For the Pecan Custard:

  • 1 cup (240g) Milk
  • 3 Tbsp (25g) Cornstarch
  • 1/2 cup (150g) Sweetened condensed milk
  • 1 tsp (5g) Vanilla extract
  • 3/4 cup (90g) Ground pecans

For the Chocolate Buttercream:

  • 2/3 cup (100g) Semi-sweet or milk chocolate, chopped or chips
  • 2/3 cup (150g) Unsalted butter at room temperature
  • 1/2 cup (150g) Sweetened condensed milk at room temperature

Decoration:

  • Toasted pecans
  • Powdered sugar (optional)

Instructions

For the Cake:

  1. Line a 7-in (18cm) round cake pan with parchment paper. Make sure to use a deep pan (3in or 7,5cm deep).
  2. Preheat the oven to 350°F (180°C) for about 5 minutes before baking the cake. 
  3. Combine the eggs and sugar in the bowl of an electric mixer fitted with the whisk attachment. Beat on medium speed for about 5 to 7 minutes or until light and fluffy. 
  4. Add the yogurt, vegetable oil, and vanilla. Stir gently with a wire whisk until well combined. 
  5. Sift the flour, cocoa powder, baking powder, and salt over the mixture. Using the wire whisk, gently fold the dry ingredients until just combined. Don’t overmix the batter. 
  6. Pour the batter into the prepared pan and bake for about 35 minutes or until a toothpick inserted in the center comes out clean. 
  7. Let it cool completely at room temperature. 


For the Syrup:

  1. Combine the condensed milk and cocoa powder. Whisk until smooth. 
  2. Add the water and whisk until well combined. Set it aside. 


For the Pecan Custard:

  1. Combine the milk and cornstarch in a saucepan. Stir until completely dissolved while the milk is still cold to prevent lumps. 
  2. Stir in the condensed milk. Cook over medium heat, stirring constantly until it starts to bubble and thicken. Turn the heat to low and keep stirring for one more minute. 
  3. Turn off the heat; add the vanilla and ground pecans. Cover with plastic wrap in direct contact and let it cool at room temperature. 


Assembling the cake:

  1. Level the top of the cake and cut it into 3 rounds.
  2. You can assemble this cake using an acetate cake collar or inside the pan used to bake the cake (clean and lined with parchment paper to easily unmold the cake). 
  3. Remember to moisten each layer of cake with syrup.
  4. Cover with plastic wrap and refrigerate for about 3-4 hours. 


Chocolate Frosting:

  1. Melt the chocolate using a double boiler or microwave in 30-second intervals until smooth.

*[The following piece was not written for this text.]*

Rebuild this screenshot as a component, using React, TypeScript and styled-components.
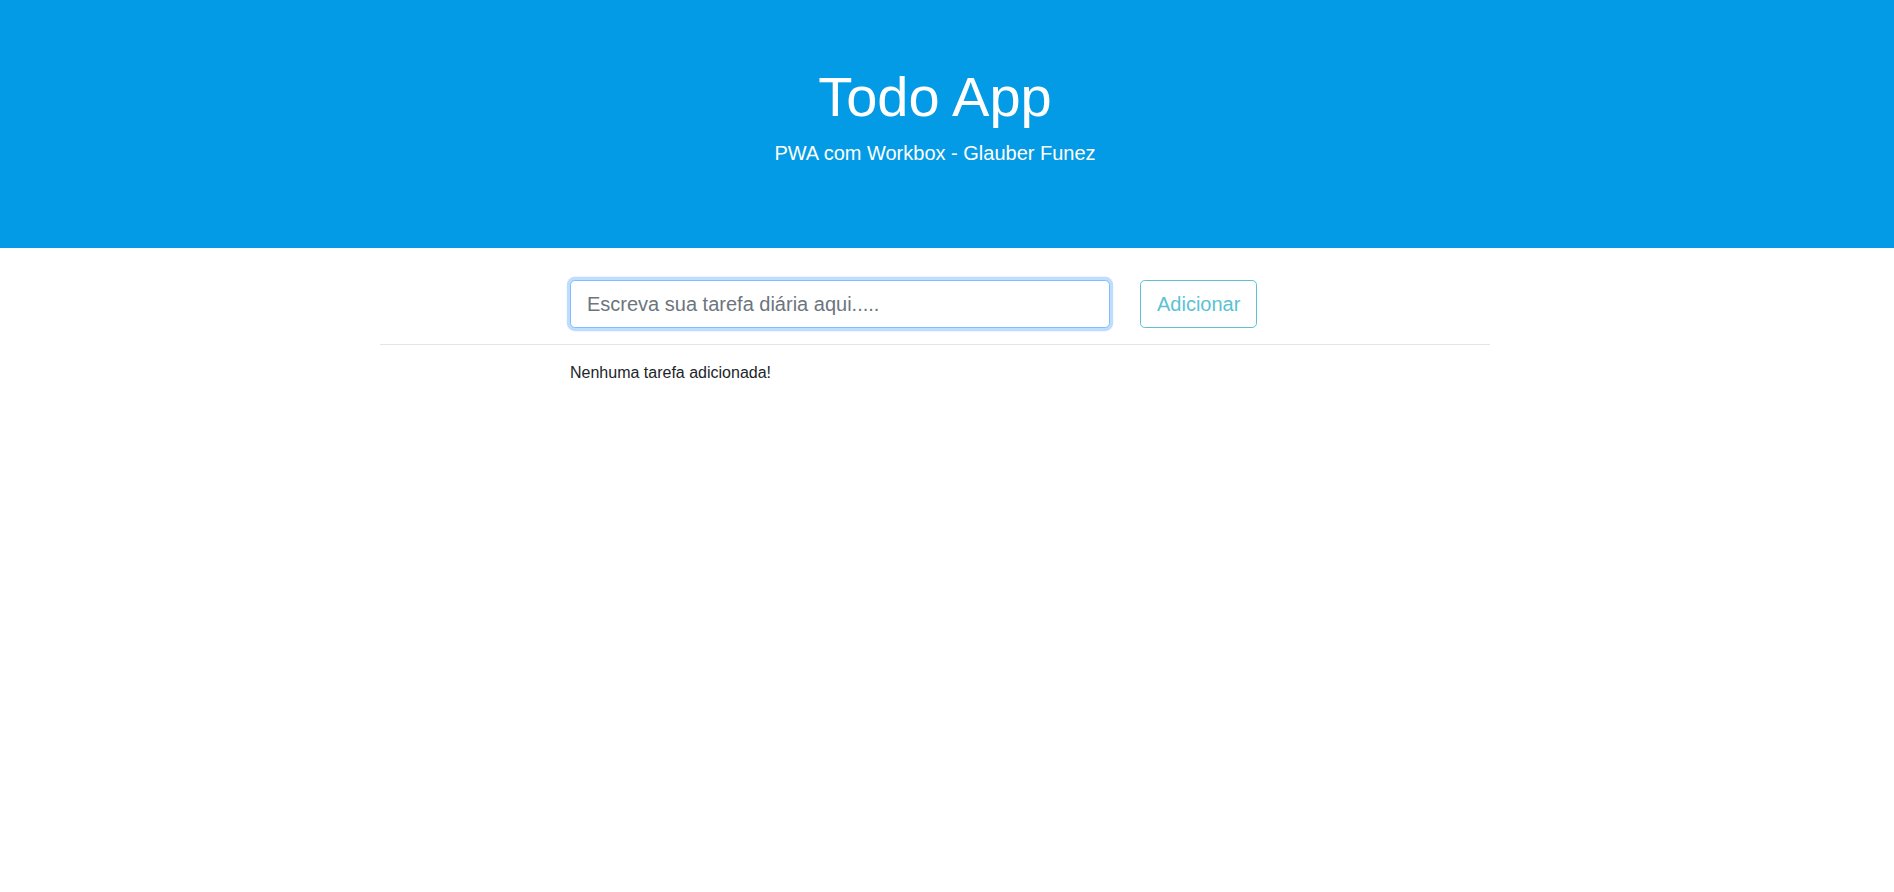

Let it cool at room temperature for a few minutes before using it. 
  2. Using an electric mixer, cream the butter until light and smooth. 
  3. Add the sweetened condensed milk in 4 additions, mixing after each addition until well combined and scraping down the sides of the bowl occasionally. 
  4. Add the melted chocolate and mix until just combined. 
  5. You can use it right away or refrigerate for a few minutes, if necessary, until the desired consistency.
  6. Remove the acetate collar, frost the cake, and decorate it with toasted pecans. 

Notes

Keep the cake refrigerated and remove it from the fridge about 30 minutes before serving. 

Pecan layer cake recipe. A fluffy chocolate cake, moistened with cocoa syrup, filled with a creamy pecan custard, and frosted with a silky smooth chocolate buttercream.